Artists are good at showing us how to think about death and dying. They extend their hands, stretching them far out into the unknown that awaits.
We arrived at a friend’s house, we brought food, two rotisserie chickens, salad and wine; my husband had made a pie. We’d been invited over because our friend David just learned he had one month to live. Being a writer I couldn’t simply arrive with food, so I wrote him a poem, and I also brought him My Poems Won’t Change the World, by Italian poet Patrizia Cavalli. We hugged. I handed over my gifts. David grabbed first the manilla watermarked envelope containing the poem, eagerly, almost greedily he tucked it into his pocket. What couldn’t be said that night had to be committed to paper, a thought to be savored, governed by whatever mood he decided. Our mission, that night a year ago now, was to have a pleasant meal and to sit with the overwhelming news.
He took the book of poems, “Is there anything about death in here?” he laughed in his characteristically dark and ironic tone, his lovely face crumpling into a smile.
“Yes,” I said, “But they’re easily avoided.” At that we burst out laughing, only the first of many wild laughs we would have that night.
David’s last weeks were lovingly chronicled by his girlfriend Rudi, a photographer, and her pictures captured the contemplative aspects of facing one’s final act, how good it can look, how a sense of peace and looking forward are not at all at odds. Some people are capable of that.
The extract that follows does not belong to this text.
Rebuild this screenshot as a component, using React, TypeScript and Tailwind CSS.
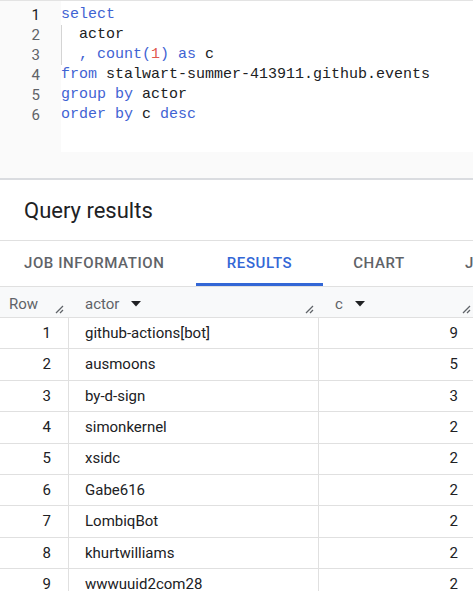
import React from 'react';

const KW = 'text-[#3f63d3]';

type Row = { actor: string; c: number };

const rows: Row[] = [
  { actor: 'github-actions[bot]', c: 9 },
  { actor: 'ausmoons', c: 5 },
  { actor: 'by-d-sign', c: 3 },
  { actor: 'simonkernel', c: 2 },
  { actor: 'xsidc', c: 2 },
  { actor: 'Gabe616', c: 2 },
  { actor: 'LombiqBot', c: 2 },
  { actor: 'khurtwilliams', c: 2 },
  { actor: 'wwwuuid2com28', c: 2 },
];

const SortArrow = () => (
  <svg width="10" height="6" viewBox="0 0 10 6" className="ml-[12px]">
    <path d="M0 0 L10 0 L5 5.5 Z" fill="#202124" />
  </svg>
);

const Resize = () => (
  <svg width="9" height="9" viewBox="0 0 9 9" className="self-end mb-[3px]">
    <path d="M1 8 L8 1 M5 8 L8 5" stroke="#5f6368" strokeWidth="1.3" />
  </svg>
);

const CodeLine = ({ children, guide }: { children: React.ReactNode; guide?: boolean }) => (
  <div className={`h-[20px] whitespace-pre ${guide ? 'shadow-[inset_1px_0_0_#d4d4d4]' : ''}`}>{children}</div>
);

export default function App() {
  return (
    <div className="w-[473px] h-[591px] overflow-hidden bg-white font-['Roboto',sans-serif] text-[#202124]">
      {/* editor */}
      <div className="h-[180px] bg-[#fafafa] border-t border-[#e3e3e3] border-b-2 border-b-[#dadce0] flex flex-col">
        <div className="flex h-[151px]">
          <div className="w-[61px] pt-[4px] pr-[21px] flex flex-col items-end text-[15px] leading-[20px] text-[#5f6368]">
            {[1, 2, 3, 4, 5, 6].map((n) => (
              <div key={n} className={n === 1 ? 'text-[#202124]' : ''}>
                {n}
              </div>
            ))}
          </div>
          <div className="flex-1 bg-white pt-[4px] font-['Liberation_Mono',monospace] text-[15px] leading-[20px] text-[#202124]">
            <CodeLine>
              <span className={KW}>select</span>
            </CodeLine>
            <CodeLine guide>{'  actor'}</CodeLine>
            <CodeLine guide>
              {'  '}
              <span className={KW}>, count(</span>
              <span className="text-[#e2584e]">1</span>
              <span className={KW}>) as</span> c
            </CodeLine>
            <CodeLine>
              <span className={KW}>from</span> stalwart-summer-413911.github.events
            </CodeLine>
            <CodeLine>
              <span className={KW}>group by</span> actor
            </CodeLine>
            <CodeLine>
              <span className={KW}>order by</span> c <span className={KW}>desc</span>
            </CodeLine>
          </div>
        </div>
      </div>

      {/* results header */}
      <div className="h-[61px] flex items-center pl-[24px] border-b border-[#e0e0e0]">
        <span className="text-[22px] text-[#202124]">Query results</span>
      </div>

      {/* tabs */}
      <div className="h-[45px] flex text-[15px] font-medium tracking-[0.6px] text-[#5f6368]">
        <div className="w-[196px] shrink-0 pl-[24px] flex items-center">JOB INFORMATION</div>
        <div className="w-[127px] shrink-0 flex items-center justify-center text-[#3367d6] border-b-[3px] border-[#3367d6] pt-[3px]">
          RESULTS
        </div>
        <div className="w-[112px] shrink-0 flex items-center justify-center">CHART</div>
        <div className="shrink-0 pl-[30px] flex items-center">J</div>
      </div>

      {/* table */}
      <div className="border-t border-[#e0e0e0]">
        <div className="flex h-[31px] bg-[#f8f9fa] border-b border-[#e0e0e0] text-[15px] text-[#5f6368]">
          <div className="w-[69px] shrink-0 flex items-start pt-[6px] pl-[9px] pr-[5px] justify-between">
            <span>Row</span>
            <Resize />
          </div>
          <div className="w-[250px] shrink-0 flex items-start pt-[6px] pl-[16px] pr-[5px]">
            <span className="flex items-center">
              actor
              <SortArrow />
            </span>
            <div className="flex-1" />
            <Resize />
          </div>
          <div className="flex-1 flex items-start pt-[6px] pl-[16px] pr-[2px]">
            <span className="flex items-center">
              c
              <SortArrow />
            </span>
            <div className="flex-1" />
            <Resize />
          </div>
        </div>
        {rows.map((r, i) => (
          <div key={i} className="flex h-[31.375px] border-b border-[#e0e0e0] text-[15px] text-[#202124]">
            <div className="w-[69px] shrink-0 flex items-center justify-end pr-[17px] border-r border-[#e0e0e0]">
              {i + 1}
            </div>
            <div className="w-[250px] shrink-0 flex items-center pl-[16px] border-r border-[#e0e0e0]">{r.actor}</div>
            <div className="flex-1 flex items-center justify-end pr-[15px]">{r.c}</div>
          </div>
        ))}
      </div>
    </div>
  );
}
My husband saw him once more but I never did. Rudi told me he taped my poem to the wall of his study, and as much as I wrestled to keep my ego out of it, I had wondered what he did with it. I handed it over, hoping he wouldn’t find it painful, or trite. I don’t worry about the fragility of words. They are too precise. Besides it is important to show oneself. Still I struggled, wondering what might resonate, not too strongly or conjure the frictions we’d had over a long friendship, and wanting to avoid history, his or mine, as that now seemed irrelevant. These were earth bound concerns for sure, and they seemed trite even to me. I stayed up all night and wrote. Here, I thought, I’m showing up. I’m your friend.
I am reading Patti Smith’s M Train. There is much about death and life in her book, as there was too in Just Kids. She seems to have cracked the code, how to take each day, to take in each sorrow and joy in equal measure, or to tuck away into a useful compartment, all of the artist’s choosing. To me she seems to be saying it is by these tiny steps that we advance to that other side.
So I am reminded of this David, for whom the whole world mourns having departed too soon, or for him, at the exact right time. Every death is different, and a departing message always feels personally addressed, to us, a road map.